Saudi Arabia launched a $17.5 billion sovereign offering Wednesday in its first foray into the international bond market, drawing strong demand for the dollar-denominated offer.
The debt offering is a key part of the kingdom's economic reform plan as it would give Saudi Arabia a sovereign benchmark that would help open its capital markets for future offerings, such as corporate issues. It also is a necessary boost to cash flow to help the country withstand a long downturn in oil prices.
The deal was initially expected to be $10 billion-$15 billion, but demand was strong with a total order book of $67 billion. According to Informa Global Markets, the offering is the largest Middle Eastern sovereign deal and is now the largest emerging market deal, surpassing Argentina's $16.5 billion debt offering earlier this year. Moody's rates the Saudi bonds as A1 with a stable outlook and Fitch rates them AA- with a negative outlook. Argentina was a high-yield issue.
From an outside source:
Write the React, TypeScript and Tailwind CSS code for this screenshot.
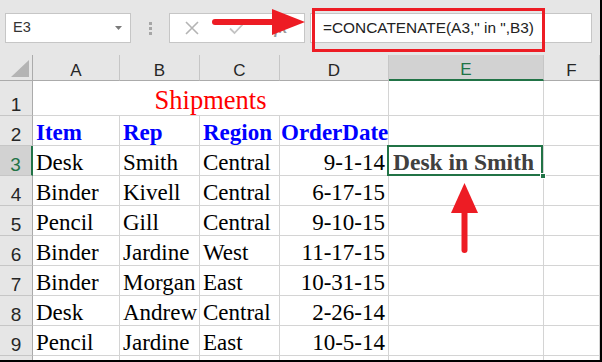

Final pricing terms were more favorable than initially anticipated, tighter by more than 20 basis points per issue. The $5.5 billion in five-year notes are expected to yield 135 basis points over the U.S. five-year Treasury; the $5.5 billion 10-year notes are expected at 165 bps over the U.S. 10-year and the $6.5 billion 30-year is expected to yield 210 over the U.S. long bond. The final deal pricing and allocations are expected at about 3 p.m. EDT.
Saudi officials ended a weeklong roadshow for the multi-tranche dollar offering with an investor meeting in New York on Tuesday.